The first message provided announced that you were suffering from a distributed denial of service (DDoS) attack. You have given this as the reason for a number of service interruptions in the past few months, thus an increasing cause for grave concern.
Almost 40 minutes later a new status message appears suggesting you were also suffering from a brief power interruption. At this point it was anyone's guess as to what would fail next.
Drips of information
I pushed for answers, like something on the blog, the status page to be updated - smoke signals even - things very slowly started to drip out.
There was no DDoS attack anymore - although how anyone confuses ZERO power with a DDoS attack is beyond believe. Given the time from the problems starting and the time it took to be told DDos attack and then to be told power problems - over an hour had expired.
I got my way and a blog post appeared that offered very little in the way of useful or actionable information; that we as customers could work with.
Questions were going unanswered on Twitter, email and tickets for those who were able. I chose to write a comment on the blog post in the hopes the unanswered questions from the post gained answers.
The comment was not published until I complained via Twitter and to this day remains unanswered. Some points have been spoken about but others have not.
A whole week goes by
Over the many days in the week since the problems started, some things began to work and then fail and some were not available for days.
We learnt that despite your many processes in-place; a lot of corruption occurred during the outage and then during subsequent rebuilds.
The situation is still not full restored 8 days later.
We can all agree that the unexpected can happen, but it turns out pretty much each contingency failed one way or another in the chain. This was explained in your more recent blog posts.
As a customer I expect a certain level of value for the money paid. Part of that is clear, timely and accurate information when something happens.
You might say "Everyone was focussed on the problem so no-one was available". But that is the problem, this is where you dropped the ball and not just once. Someone SHOULD be tasked with informing customers at the time and then update within a reasonable timeframe - even if only to communicate that you are still working on it.
Here are a few of the reasons why informing people straight away would have helped YOU and us (your customers). Beneficiary shown in bold.
- Ticket attempts would be significantly lower. You
- Emails to support would be significantly lower. You
- Tweets for updates would be significantly lower. You
- Calls to the main number would be significantly lower. You
- One place to find information. Customer
- Knowing what to say to clients if you are a reseller. Customer
- Have a reasonable sense of "at least they are on it". Customer
Any lessons learned?
I do not believe so. The account of how many things that went wrong needs to be matched by a plan to show how they cannot occur again.
Import information goes without any real announcement.
The new server status status.heartinternet.uk site will provide up-to date information we are told. I say "told" as this was not mentioned in any email about the problems. It was however buried at the bottom of one post. The new place to gain updates is not even mentioned on webhostingstatus.com the previously recommend source of updates.
In order for confidence to start returning:
- ALL incidents big or small should be indicated on the new status page.
- ANY maintenance work (which started this whole series of events) should be included and announced via a second source like email.

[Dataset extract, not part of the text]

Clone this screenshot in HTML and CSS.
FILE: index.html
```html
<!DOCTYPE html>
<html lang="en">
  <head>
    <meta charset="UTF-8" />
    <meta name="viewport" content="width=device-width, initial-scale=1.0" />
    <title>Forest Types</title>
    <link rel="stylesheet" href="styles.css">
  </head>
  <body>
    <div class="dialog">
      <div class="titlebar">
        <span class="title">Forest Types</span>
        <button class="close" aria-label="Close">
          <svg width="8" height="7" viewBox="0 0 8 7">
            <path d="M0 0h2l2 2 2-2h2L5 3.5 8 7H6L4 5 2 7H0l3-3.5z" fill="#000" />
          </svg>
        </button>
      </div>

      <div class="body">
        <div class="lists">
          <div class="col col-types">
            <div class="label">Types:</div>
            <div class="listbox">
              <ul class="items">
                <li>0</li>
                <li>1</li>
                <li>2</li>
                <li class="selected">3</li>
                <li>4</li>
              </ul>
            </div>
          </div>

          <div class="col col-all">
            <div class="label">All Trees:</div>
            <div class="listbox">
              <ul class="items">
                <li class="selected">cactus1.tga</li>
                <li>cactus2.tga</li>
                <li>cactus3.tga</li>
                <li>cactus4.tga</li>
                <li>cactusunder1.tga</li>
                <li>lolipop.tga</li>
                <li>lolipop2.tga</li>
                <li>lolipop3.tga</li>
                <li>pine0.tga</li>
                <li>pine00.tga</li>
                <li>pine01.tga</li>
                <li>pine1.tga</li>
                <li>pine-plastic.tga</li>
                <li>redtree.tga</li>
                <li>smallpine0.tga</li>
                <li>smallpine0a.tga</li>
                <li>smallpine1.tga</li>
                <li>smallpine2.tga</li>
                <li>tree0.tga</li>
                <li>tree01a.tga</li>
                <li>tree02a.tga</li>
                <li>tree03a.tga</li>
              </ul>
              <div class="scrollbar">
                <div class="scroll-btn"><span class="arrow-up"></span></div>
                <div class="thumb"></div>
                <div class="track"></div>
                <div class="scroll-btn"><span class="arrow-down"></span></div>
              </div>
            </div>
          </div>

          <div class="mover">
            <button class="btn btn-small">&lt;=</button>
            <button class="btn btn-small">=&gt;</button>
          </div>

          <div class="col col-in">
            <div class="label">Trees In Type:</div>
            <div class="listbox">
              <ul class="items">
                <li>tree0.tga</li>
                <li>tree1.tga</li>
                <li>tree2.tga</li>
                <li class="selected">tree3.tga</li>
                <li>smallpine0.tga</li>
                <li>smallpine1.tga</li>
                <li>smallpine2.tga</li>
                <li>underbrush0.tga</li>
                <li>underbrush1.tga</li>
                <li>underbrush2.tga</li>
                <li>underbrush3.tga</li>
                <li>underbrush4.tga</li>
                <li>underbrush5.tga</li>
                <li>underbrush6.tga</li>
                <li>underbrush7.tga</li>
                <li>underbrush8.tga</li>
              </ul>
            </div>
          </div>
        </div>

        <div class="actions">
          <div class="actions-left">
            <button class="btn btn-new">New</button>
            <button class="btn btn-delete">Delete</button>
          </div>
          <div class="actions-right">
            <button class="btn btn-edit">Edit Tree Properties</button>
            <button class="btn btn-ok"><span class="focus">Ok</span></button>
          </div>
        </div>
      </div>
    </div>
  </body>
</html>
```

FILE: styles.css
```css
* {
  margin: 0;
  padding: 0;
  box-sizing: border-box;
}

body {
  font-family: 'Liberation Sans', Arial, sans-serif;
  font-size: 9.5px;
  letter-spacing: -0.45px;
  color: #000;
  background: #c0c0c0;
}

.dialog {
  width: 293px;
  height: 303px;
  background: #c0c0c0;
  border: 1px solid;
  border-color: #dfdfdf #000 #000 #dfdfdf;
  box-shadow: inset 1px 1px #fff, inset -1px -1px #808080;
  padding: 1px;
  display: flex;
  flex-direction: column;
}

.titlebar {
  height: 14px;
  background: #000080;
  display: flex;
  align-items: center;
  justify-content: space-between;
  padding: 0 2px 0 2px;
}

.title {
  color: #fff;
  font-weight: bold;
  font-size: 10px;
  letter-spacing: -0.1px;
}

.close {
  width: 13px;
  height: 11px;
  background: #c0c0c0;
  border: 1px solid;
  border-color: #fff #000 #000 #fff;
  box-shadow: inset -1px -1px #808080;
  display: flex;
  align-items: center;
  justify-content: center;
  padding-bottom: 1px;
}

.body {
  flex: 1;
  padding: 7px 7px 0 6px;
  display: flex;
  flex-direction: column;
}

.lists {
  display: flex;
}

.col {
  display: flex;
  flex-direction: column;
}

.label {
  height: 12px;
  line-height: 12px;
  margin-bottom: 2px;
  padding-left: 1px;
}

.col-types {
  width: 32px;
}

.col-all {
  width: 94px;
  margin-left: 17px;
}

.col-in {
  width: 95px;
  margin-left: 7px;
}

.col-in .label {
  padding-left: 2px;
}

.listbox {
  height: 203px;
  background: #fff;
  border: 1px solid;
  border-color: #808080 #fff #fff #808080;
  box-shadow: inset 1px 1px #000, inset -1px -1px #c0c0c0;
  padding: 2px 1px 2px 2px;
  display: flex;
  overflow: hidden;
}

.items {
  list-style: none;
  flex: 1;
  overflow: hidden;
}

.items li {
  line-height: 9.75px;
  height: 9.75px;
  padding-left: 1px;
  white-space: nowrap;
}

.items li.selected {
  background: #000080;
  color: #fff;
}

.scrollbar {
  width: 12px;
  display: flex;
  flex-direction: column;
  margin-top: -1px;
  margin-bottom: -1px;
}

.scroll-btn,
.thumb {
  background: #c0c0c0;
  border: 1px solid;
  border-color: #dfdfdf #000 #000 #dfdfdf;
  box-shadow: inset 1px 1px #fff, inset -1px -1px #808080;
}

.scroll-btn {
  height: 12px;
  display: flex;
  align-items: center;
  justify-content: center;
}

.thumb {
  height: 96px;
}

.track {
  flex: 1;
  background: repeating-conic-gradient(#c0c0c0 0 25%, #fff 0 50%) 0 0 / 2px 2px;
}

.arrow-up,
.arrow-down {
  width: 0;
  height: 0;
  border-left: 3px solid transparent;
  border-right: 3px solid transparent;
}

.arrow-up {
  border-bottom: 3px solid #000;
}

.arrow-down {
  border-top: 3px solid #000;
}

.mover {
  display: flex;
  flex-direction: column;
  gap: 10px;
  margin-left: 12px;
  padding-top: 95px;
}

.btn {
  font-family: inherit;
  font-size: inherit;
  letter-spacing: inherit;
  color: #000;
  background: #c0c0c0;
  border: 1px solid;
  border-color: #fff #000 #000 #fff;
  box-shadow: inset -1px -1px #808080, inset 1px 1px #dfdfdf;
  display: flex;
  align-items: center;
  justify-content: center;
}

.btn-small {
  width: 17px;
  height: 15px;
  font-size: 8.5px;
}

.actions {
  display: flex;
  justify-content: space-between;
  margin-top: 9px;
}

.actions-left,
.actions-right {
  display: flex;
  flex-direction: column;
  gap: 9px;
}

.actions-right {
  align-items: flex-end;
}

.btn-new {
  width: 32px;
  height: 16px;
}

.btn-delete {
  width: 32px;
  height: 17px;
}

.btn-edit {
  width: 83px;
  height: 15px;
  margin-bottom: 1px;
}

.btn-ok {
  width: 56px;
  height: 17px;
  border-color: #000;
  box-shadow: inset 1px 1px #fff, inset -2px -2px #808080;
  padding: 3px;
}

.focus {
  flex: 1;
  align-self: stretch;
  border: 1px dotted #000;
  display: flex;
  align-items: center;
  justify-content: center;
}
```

- The Twitter account must be actively used to announce any incidents that occur for more than 5 minutes.
- Some idea of a plan that will be/is in-place to handle the group of small failures that contributed to this whole mess. *
- A guarantee of an uptime - like all other service providers. Until then, sales people should not suggest there is one.

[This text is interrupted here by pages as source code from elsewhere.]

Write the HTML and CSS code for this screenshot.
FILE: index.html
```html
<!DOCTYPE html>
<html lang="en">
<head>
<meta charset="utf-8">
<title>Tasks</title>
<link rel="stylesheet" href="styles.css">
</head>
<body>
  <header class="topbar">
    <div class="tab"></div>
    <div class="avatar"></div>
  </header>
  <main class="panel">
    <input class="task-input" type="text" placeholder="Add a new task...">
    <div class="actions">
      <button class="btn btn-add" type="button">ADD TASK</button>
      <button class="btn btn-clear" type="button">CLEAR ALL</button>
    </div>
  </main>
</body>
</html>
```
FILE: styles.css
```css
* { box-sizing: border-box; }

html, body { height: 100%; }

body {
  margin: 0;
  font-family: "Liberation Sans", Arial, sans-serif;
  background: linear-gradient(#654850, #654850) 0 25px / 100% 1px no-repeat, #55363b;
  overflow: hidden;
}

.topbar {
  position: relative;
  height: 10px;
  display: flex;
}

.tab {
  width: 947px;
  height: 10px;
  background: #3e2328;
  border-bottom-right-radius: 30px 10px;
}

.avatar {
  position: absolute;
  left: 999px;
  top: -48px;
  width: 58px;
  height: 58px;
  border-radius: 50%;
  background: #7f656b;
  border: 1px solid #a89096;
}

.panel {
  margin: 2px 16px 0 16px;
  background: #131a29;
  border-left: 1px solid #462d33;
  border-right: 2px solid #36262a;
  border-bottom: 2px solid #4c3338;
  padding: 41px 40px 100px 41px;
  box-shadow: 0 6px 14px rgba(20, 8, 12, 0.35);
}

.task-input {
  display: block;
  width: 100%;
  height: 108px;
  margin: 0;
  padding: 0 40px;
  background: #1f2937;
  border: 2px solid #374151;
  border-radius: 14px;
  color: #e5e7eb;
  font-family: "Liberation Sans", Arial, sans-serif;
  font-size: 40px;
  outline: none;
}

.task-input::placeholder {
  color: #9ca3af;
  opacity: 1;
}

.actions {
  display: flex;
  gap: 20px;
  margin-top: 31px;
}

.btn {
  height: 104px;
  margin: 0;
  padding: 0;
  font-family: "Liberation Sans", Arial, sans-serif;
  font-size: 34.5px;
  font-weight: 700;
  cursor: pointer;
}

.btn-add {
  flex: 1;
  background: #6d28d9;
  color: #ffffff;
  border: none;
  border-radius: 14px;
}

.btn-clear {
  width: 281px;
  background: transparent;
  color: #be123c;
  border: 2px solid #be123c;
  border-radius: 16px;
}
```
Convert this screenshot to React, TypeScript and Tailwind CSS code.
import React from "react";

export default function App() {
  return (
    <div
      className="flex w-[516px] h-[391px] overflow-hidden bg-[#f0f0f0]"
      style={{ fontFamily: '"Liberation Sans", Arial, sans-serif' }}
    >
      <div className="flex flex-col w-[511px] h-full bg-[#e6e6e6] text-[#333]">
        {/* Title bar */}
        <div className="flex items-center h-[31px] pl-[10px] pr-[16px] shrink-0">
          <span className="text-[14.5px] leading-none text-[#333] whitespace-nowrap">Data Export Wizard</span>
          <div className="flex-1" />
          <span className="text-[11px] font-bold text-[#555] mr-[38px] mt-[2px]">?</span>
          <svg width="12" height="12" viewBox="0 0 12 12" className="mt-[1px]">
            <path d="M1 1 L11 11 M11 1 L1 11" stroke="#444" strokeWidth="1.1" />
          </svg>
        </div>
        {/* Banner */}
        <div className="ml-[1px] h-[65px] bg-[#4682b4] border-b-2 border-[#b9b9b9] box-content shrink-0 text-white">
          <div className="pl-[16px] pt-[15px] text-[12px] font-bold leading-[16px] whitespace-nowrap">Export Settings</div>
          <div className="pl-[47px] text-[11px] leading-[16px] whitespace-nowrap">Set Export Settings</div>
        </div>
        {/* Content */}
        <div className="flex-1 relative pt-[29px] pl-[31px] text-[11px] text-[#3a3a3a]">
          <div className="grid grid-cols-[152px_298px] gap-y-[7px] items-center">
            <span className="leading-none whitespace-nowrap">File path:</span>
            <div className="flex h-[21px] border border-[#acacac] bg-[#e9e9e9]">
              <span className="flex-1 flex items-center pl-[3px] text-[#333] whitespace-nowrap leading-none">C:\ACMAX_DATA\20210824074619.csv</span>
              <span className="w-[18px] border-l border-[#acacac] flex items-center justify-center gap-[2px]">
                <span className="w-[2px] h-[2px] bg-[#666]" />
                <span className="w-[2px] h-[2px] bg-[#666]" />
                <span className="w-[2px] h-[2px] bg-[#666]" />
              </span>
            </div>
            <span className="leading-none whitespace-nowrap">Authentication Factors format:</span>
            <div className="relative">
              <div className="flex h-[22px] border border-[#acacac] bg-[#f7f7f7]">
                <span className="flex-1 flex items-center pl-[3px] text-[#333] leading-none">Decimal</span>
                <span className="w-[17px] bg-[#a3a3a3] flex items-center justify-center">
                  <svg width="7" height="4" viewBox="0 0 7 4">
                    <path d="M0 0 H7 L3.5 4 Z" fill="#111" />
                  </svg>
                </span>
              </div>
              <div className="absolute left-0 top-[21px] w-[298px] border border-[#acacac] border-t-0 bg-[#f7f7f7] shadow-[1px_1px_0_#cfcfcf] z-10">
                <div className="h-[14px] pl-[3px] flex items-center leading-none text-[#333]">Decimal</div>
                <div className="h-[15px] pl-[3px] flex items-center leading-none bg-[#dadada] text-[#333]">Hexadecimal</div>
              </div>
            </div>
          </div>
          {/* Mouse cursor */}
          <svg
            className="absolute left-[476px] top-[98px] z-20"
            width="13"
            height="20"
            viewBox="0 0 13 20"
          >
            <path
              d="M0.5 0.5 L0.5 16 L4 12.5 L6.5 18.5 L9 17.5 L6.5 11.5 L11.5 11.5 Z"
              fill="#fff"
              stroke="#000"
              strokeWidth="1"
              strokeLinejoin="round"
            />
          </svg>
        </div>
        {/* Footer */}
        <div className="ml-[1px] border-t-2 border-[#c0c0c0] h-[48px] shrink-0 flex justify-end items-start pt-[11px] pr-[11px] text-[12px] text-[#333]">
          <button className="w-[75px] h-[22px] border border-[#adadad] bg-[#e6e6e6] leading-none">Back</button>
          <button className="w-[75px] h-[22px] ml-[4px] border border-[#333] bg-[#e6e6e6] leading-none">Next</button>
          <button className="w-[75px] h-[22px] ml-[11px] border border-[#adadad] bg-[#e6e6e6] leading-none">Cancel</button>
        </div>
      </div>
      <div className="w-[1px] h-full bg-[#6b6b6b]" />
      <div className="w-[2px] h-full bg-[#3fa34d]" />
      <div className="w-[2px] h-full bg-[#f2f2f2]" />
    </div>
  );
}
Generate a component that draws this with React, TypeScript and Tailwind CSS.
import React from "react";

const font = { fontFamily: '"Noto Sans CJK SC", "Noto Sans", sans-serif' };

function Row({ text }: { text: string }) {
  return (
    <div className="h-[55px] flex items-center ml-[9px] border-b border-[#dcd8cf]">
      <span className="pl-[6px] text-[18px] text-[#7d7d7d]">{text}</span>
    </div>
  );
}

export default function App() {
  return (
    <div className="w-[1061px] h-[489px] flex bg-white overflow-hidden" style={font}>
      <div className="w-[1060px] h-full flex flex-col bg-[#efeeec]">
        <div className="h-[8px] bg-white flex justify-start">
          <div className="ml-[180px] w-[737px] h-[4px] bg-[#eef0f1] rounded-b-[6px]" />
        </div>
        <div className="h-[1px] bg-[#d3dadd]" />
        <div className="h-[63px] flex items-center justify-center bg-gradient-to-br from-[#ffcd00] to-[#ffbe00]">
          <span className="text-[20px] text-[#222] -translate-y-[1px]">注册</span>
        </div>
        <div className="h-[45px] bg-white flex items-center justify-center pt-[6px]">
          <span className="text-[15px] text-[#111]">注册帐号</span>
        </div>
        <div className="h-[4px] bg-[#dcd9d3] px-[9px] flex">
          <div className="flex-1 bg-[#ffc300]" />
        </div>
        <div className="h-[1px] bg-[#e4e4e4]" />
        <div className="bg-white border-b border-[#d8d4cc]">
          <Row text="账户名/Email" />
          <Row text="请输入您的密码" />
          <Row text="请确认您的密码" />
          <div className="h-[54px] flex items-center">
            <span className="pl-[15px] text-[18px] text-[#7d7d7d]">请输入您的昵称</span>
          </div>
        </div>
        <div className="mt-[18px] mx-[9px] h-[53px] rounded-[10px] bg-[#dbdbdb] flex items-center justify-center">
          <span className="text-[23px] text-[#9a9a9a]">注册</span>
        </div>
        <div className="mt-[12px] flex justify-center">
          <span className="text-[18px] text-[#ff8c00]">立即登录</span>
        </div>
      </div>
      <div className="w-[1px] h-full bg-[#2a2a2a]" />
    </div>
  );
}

- Publicise the new support website everywhere. Emails, website, blog, Twitter - honesty should be your policy. Being honest up front is a great sign you treat honesty and trust above all others concerns.
- Support page archive must hold at least the past 28 days of activity and each entry be updated with a status to show if it has been rectified and also marked with the seriousness of the problem.
- Honestly thank your customer for sticking with you - it has been a tough week and for some it continues. A heartfelt letter from the top - rather than a blog post from a staffer.
* It has been reported this whole event was the problem - but in truth it was many small issues combined together that worked against you.
Less unforeseen, simply more unplanned.
Core 13 Ltd
Yesterday I reach out to the Head of Customer Services for Heart Internet so I could include any words directly from Heart Internet. I still await any response.
Judge others by their actions, not their words.